The honest limits of a byte-level checker

This is a preflight tool, not a certified validator, and the boundaries are real. Font embedding is a counting heuristic, and getting it right took a correction worth knowing about. The original check used PdfCountName('/FontDescriptor'), but each font contributes two /FontDescriptor tokens, one reference from the font dictionary and one /Type in the descriptor object itself, so the count was 2N against N embedded programs and the test was always true. The fix is PdfCountDescriptorRefs, which counts only the /FontDescriptor N G R reference form, one per font, and raises pvaiUnembeddedFont only when embedded programs are genuinely fewer:

K := PdfCountDescriptorRefs(Struct);                 // one per font dict
Emb := PdfCountName(Struct, '/FontFile')
     + PdfCountName(Struct, '/FontFile2')
     + PdfCountName(Struct, '/FontFile3');
if (K > 0) and (Emb < K) then
  Include(Result.Issues, pvaiUnembeddedFont);

Even corrected, it is coarse: a mixed document where every descriptor happens to have some FontFile can still let an individual non-conformant font slip past. Expanding object streams has a known side effect too, it exposes the standard-14 default resources an AcroForm /DR carries, such as /Helv, and the heuristic dutifully reports them as not embedded even though veraPDF lets them through because they are never actually used to render. Content-stream operator-level checks (6.2.10) are out of scope entirely, since they would need full content parsing rather than a byte scan. Treat the validator as a fast, dependency-free first gate that catches the violations marker injection cannot fix, and reserve a full validator for final certification.

This is the checking half of the story.
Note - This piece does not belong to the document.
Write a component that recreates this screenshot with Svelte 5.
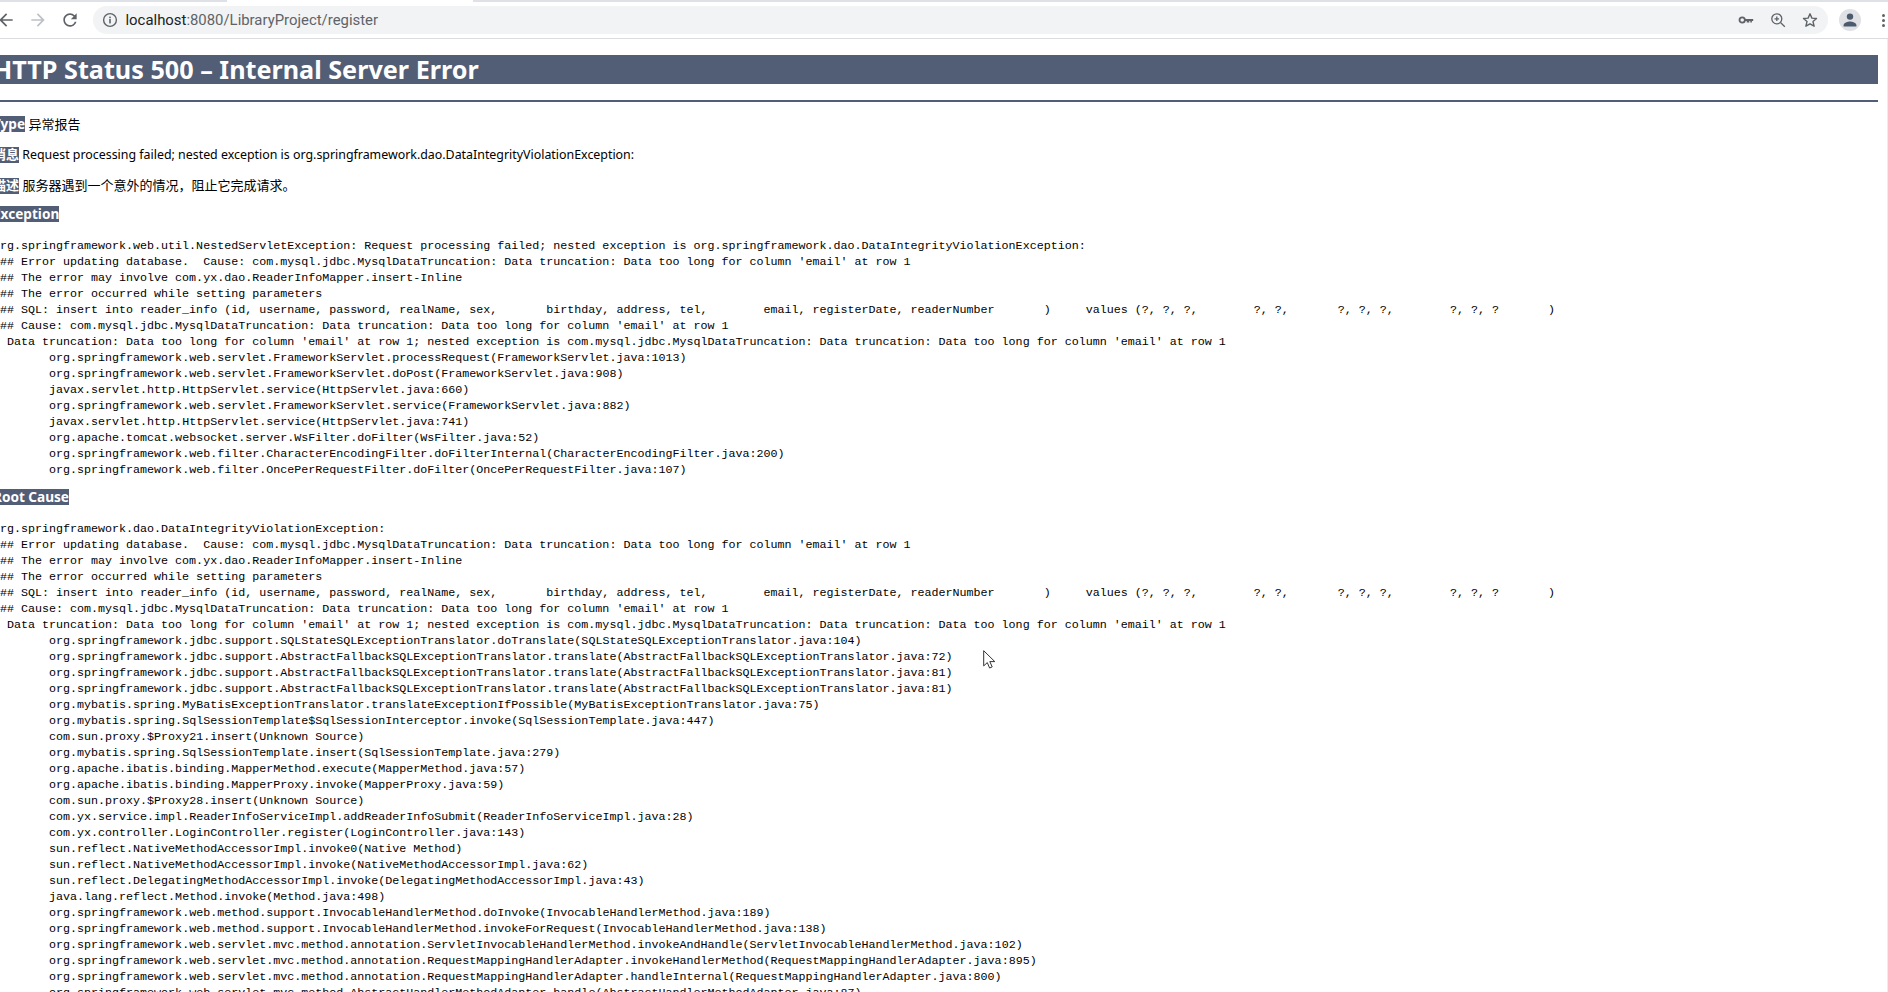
<script>
  const trace1 = `org.springframework.web.util.NestedServletException: Request processing failed; nested exception is org.springframework.dao.DataIntegrityViolationException:
### Error updating database.  Cause: com.mysql.jdbc.MysqlDataTruncation: Data truncation: Data too long for column 'email' at row 1
### The error may involve com.yx.dao.ReaderInfoMapper.insert-Inline
### The error occurred while setting parameters
### SQL: insert into reader_info (id, username, password, realName, sex,       birthday, address, tel,        email, registerDate, readerNumber       )     values (?, ?, ?,        ?, ?,       ?, ?, ?,        ?, ?, ?       )
### Cause: com.mysql.jdbc.MysqlDataTruncation: Data truncation: Data too long for column 'email' at row 1
; Data truncation: Data too long for column 'email' at row 1; nested exception is com.mysql.jdbc.MysqlDataTruncation: Data truncation: Data too long for column 'email' at row 1
\torg.springframework.web.servlet.FrameworkServlet.processRequest(FrameworkServlet.java:1013)
\torg.springframework.web.servlet.FrameworkServlet.doPost(FrameworkServlet.java:908)
\tjavax.servlet.http.HttpServlet.service(HttpServlet.java:660)
\torg.springframework.web.servlet.FrameworkServlet.service(FrameworkServlet.java:882)
\tjavax.servlet.http.HttpServlet.service(HttpServlet.java:741)
\torg.apache.tomcat.websocket.server.WsFilter.doFilter(WsFilter.java:52)
\torg.springframework.web.filter.CharacterEncodingFilter.doFilterInternal(CharacterEncodingFilter.java:200)
\torg.springframework.web.filter.OncePerRequestFilter.doFilter(OncePerRequestFilter.java:107)`;

  const trace2 = `org.springframework.dao.DataIntegrityViolationException:
### Error updating database.  Cause: com.mysql.jdbc.MysqlDataTruncation: Data truncation: Data too long for column 'email' at row 1
### The error may involve com.yx.dao.ReaderInfoMapper.insert-Inline
### The error occurred while setting parameters
### SQL: insert into reader_info (id, username, password, realName, sex,       birthday, address, tel,        email, registerDate, readerNumber       )     values (?, ?, ?,        ?, ?,       ?, ?, ?,        ?, ?, ?       )
### Cause: com.mysql.jdbc.MysqlDataTruncation: Data truncation: Data too long for column 'email' at row 1
; Data truncation: Data too long for column 'email' at row 1; nested exception is com.mysql.jdbc.MysqlDataTruncation: Data truncation: Data too long for column 'email' at row 1
\torg.springframework.jdbc.support.SQLStateSQLExceptionTranslator.doTranslate(SQLStateSQLExceptionTranslator.java:104)
\torg.springframework.jdbc.support.AbstractFallbackSQLExceptionTranslator.translate(AbstractFallbackSQLExceptionTranslator.java:72)
\torg.springframework.jdbc.support.AbstractFallbackSQLExceptionTranslator.translate(AbstractFallbackSQLExceptionTranslator.java:81)
\torg.springframework.jdbc.support.AbstractFallbackSQLExceptionTranslator.translate(AbstractFallbackSQLExceptionTranslator.java:81)
\torg.mybatis.spring.MyBatisExceptionTranslator.translateExceptionIfPossible(MyBatisExceptionTranslator.java:75)
\torg.mybatis.spring.SqlSessionTemplate$SqlSessionInterceptor.invoke(SqlSessionTemplate.java:447)
\tcom.sun.proxy.$Proxy21.insert(Unknown Source)
\torg.mybatis.spring.SqlSessionTemplate.insert(SqlSessionTemplate.java:279)
\torg.apache.ibatis.binding.MapperMethod.execute(MapperMethod.java:57)
\torg.apache.ibatis.binding.MapperProxy.invoke(MapperProxy.java:59)
\tcom.sun.proxy.$Proxy28.insert(Unknown Source)
\tcom.yx.service.impl.ReaderInfoServiceImpl.addReaderInfoSubmit(ReaderInfoServiceImpl.java:28)
\tcom.yx.controller.LoginController.register(LoginController.java:143)
\tsun.reflect.NativeMethodAccessorImpl.invoke0(Native Method)
\tsun.reflect.NativeMethodAccessorImpl.invoke(NativeMethodAccessorImpl.java:62)
\tsun.reflect.DelegatingMethodAccessorImpl.invoke(DelegatingMethodAccessorImpl.java:43)
\tjava.lang.reflect.Method.invoke(Method.java:498)
\torg.springframework.web.method.support.InvocableHandlerMethod.doInvoke(InvocableHandlerMethod.java:189)
\torg.springframework.web.method.support.InvocableHandlerMethod.invokeForRequest(InvocableHandlerMethod.java:138)
\torg.springframework.web.servlet.mvc.method.annotation.ServletInvocableHandlerMethod.invokeAndHandle(ServletInvocableHandlerMethod.java:102)
\torg.springframework.web.servlet.mvc.method.annotation.RequestMappingHandlerAdapter.invokeHandlerMethod(RequestMappingHandlerAdapter.java:895)
\torg.springframework.web.servlet.mvc.method.annotation.RequestMappingHandlerAdapter.handleInternal(RequestMappingHandlerAdapter.java:800)
\torg.springframework.web.servlet.mvc.method.AbstractHandlerMethodAdapter.handle(AbstractHandlerMethodAdapter.java:87)`;
</script>

<div class="window">
  <div class="tabstrip"><div class="tab"></div></div>

  <header class="toolbar">
    <svg class="nav back" viewBox="0 0 24 24"><path d="M20 11H7.83l5.59-5.59L12 4l-8 8 8 8 1.41-1.41L7.83 13H20v-2z" /></svg>
    <svg class="nav forward" viewBox="0 0 24 24"><path d="M4 11h12.17l-5.59-5.59L12 4l8 8-8 8-1.41-1.41L16.17 13H4v-2z" /></svg>
    <svg class="nav reload" viewBox="0 0 24 24"><path d="M17.65 6.35A7.958 7.958 0 0 0 12 4c-4.42 0-7.99 3.58-7.99 8s3.57 8 7.99 8c3.73 0 6.84-2.55 7.73-6h-2.08A5.99 5.99 0 0 1 12 18c-3.31 0-6-2.69-6-6s2.69-6 6-6c1.66 0 3.14.69 4.22 1.78L13 11h7V4l-2.35 2.35z" /></svg>

    <div class="omnibox">
      <svg class="info" viewBox="0 0 16 16">
        <circle cx="8" cy="8" r="6.4" fill="none" stroke="#5f6368" stroke-width="1.4" />
        <rect x="7.2" y="7" width="1.6" height="4.4" fill="#5f6368" />
        <rect x="7.2" y="4.6" width="1.6" height="1.6" fill="#5f6368" />
      </svg>
      <span class="url"><span class="host">localhost</span>:8080/LibraryProject/register</span>
      <span class="spacer"></span>
      <svg class="omni-icon key" viewBox="0 0 16 16">
        <circle cx="4.2" cy="8" r="2.7" fill="none" stroke="#5f6368" stroke-width="1.8" />
        <path d="M6.8 6.9h8.4v2.2h-1.3v1.5h-1.6V9.1h-1v1.5H8.7V9.1H6.8z" fill="#5f6368" />
      </svg>
      <svg class="omni-icon zoom" viewBox="0 0 16 16">
        <circle cx="6.8" cy="6.8" r="5" fill="none" stroke="#5f6368" stroke-width="1.3" />
        <path d="M10.5 10.5l4.3 4.3M6.8 4.5v4.6M4.5 6.8h4.6" fill="none" stroke="#5f6368" stroke-width="1.3" />
      </svg>
      <svg class="omni-icon star" viewBox="0 0 16 16">
        <path d="M8 1.8l1.9 4.3 4.6.4-3.5 3.1 1.1 4.6L8 11.8l-4.1 2.4L5 9.6 1.5 6.5l4.6-.4z" fill="none" stroke="#5f6368" stroke-width="1.4" stroke-linejoin="round" />
      </svg>
    </div>

    <div class="avatar">
      <svg viewBox="0 0 22 22">
        <circle cx="11" cy="7.6" r="3.2" fill="#4c5a70" />
        <path d="M4.6 17.4v-1.5c0-2.3 4.2-3.5 6.4-3.5s6.4 1.2 6.4 3.5v1.5z" fill="#4c5a70" />
      </svg>
    </div>
    <div class="dots"><i></i><i></i><i></i></div>
  </header>

  <div class="content">
    <main class="page">
      <h1>HTTP Status 500 – Internal Server Error</h1>
      <hr />
      <p class="zh"><b class="label">Type</b> 异常报告</p>
      <p><b class="label cjk">消息</b> Request processing failed; nested exception is org.springframework.dao.DataIntegrityViolationException:</p>
      <p class="zh"><b class="label cjk">描述</b> 服务器遇到一个意外的情况，阻止它完成请求。</p>
      <p class="tight"><b class="label">Exception</b></p>
      <pre>{trace1}</pre>
      <p class="tight"><b class="label">Root Cause</b></p>
      <pre>{trace2}</pre>
    </main>
  </div>

  <svg class="cursor" viewBox="0 0 13 19">
    <path d="M.7.7v15.2l3.6-3.3 2.3 5.4 2.6-1.1-2.4-5.3h5z" fill="#fff" stroke="#333" stroke-width="1" stroke-linejoin="round" />
  </svg>
</div>

<style>
  :global(body) {
    margin: 0;
    background: #fff;
  }

  .window {
    position: relative;
    height: 992px;
    overflow: hidden;
    background: #fff;
    display: flex;
    flex-direction: column;
  }

  .tabstrip {
    height: 2px;
    flex: none;
    background: #dee1e6;
    display: flex;
  }

  .tab {
    width: 246px;
    margin-left: 227px;
    background: #fff;
  }

  .toolbar {
    height: 37px;
    flex: none;
    box-sizing: border-box;
    border-bottom: 1px solid #dadce0;
    display: flex;
    align-items: center;
  }

  .nav {
    width: 20px;
    height: 20px;
    flex: none;
    fill: #5f6368;
  }

  .back {
    margin-left: -4px;
  }

  .forward {
    margin-left: 12px;
    fill: #bdc1c6;
  }

  .reload {
    margin-left: 12px;
  }

  .omnibox {
    flex: 1;
    margin-left: 13px;
    height: 28px;
    border-radius: 14px;
    background: #f1f3f4;
    display: flex;
    align-items: center;
    padding: 0 10px 0 8px;
  }

  .info {
    width: 16px;
    height: 16px;
    margin-left: 1px;
    flex: none;
  }

  .url {
    margin-left: 7.5px;
    font-family: Roboto, "Liberation Sans", sans-serif;
    font-size: 14.9px;
    color: #5f6368;
  }

  .host {
    color: #202124;
  }

  .spacer {
    flex: 1;
  }

  .omni-icon {
    width: 16px;
    height: 16px;
    flex: none;
  }

  .zoom {
    margin-left: 16px;
  }

  .star {
    margin-left: 16px;
  }

  .avatar {
    width: 22px;
    height: 22px;
    margin-left: 11px;
    border-radius: 50%;
    background: #dfe1e5;
    flex: none;
  }

  .avatar svg {
    display: block;
  }

  .dots {
    margin-left: 21px;
    margin-right: 3px;
    width: 3px;
    display: flex;
    flex-direction: column;
    gap: 2px;
  }

  .dots i {
    display: block;
    width: 3px;
    height: 3px;
    border-radius: 50%;
    background: #5f6368;
  }

  .content {
    flex: 1;
    min-height: 0;
    overflow: hidden;
    border-right: 1px solid #ececec;
  }

  .page {
    margin-left: -7px;
    margin-right: 9px;
    padding-top: 16px;
    color: #000;
  }

  h1 {
    margin: 0;
    height: 29px;
    line-height: 29px;
    background: #525d76;
    color: #fff;
    font-size: 25.2px;
    font-weight: bold;
    font-family: "Noto Sans", "Liberation Sans", sans-serif;
  }

  hr {
    margin: 16px 0 14px;
    height: 2px;
    border: 0;
    background: #525d76;
  }

  p {
    margin: 0 0 14.5px;
    height: 16px;
    line-height: 16px;
    font-size: 12.4px;
    font-family: "Noto Sans", "Noto Sans CJK SC", sans-serif;
    white-space: pre;
  }

  p.zh {
    font-size: 13px;
  }

  p.tight {
    margin-top: -2px;
    margin-bottom: 0;
  }

  .label {
    display: inline-block;
    height: 16px;
    line-height: 15px;
    background: #525d76;
    color: #fff;
    font-size: 13.6px;
    font-weight: bold;
    font-family: "Noto Sans", "Noto Sans CJK SC", sans-serif;
  }

  .label.cjk {
    font-size: 13px;
  }

  pre {
    margin: 16px 0 13px;
    font-family: "Liberation Mono", monospace;
    font-size: 11.68px;
    line-height: 16px;
    tab-size: 8;
    color: #000;
  }

  .cursor {
    position: absolute;
    left: 983px;
    top: 650px;
    width: 13px;
    height: 19px;
  }
</style>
The complementary writing side, where SaveAsPdfA injects the XMP, OutputIntent, and sRGB ICC profile and honestly downgrades a Level A request that has no tagged structure, builds on the same byte-level machinery. Both halves ship in the PDFium Component for Delphi, a single VCL package over a pure-Pascal PDF/A implementation with no external runtime to install.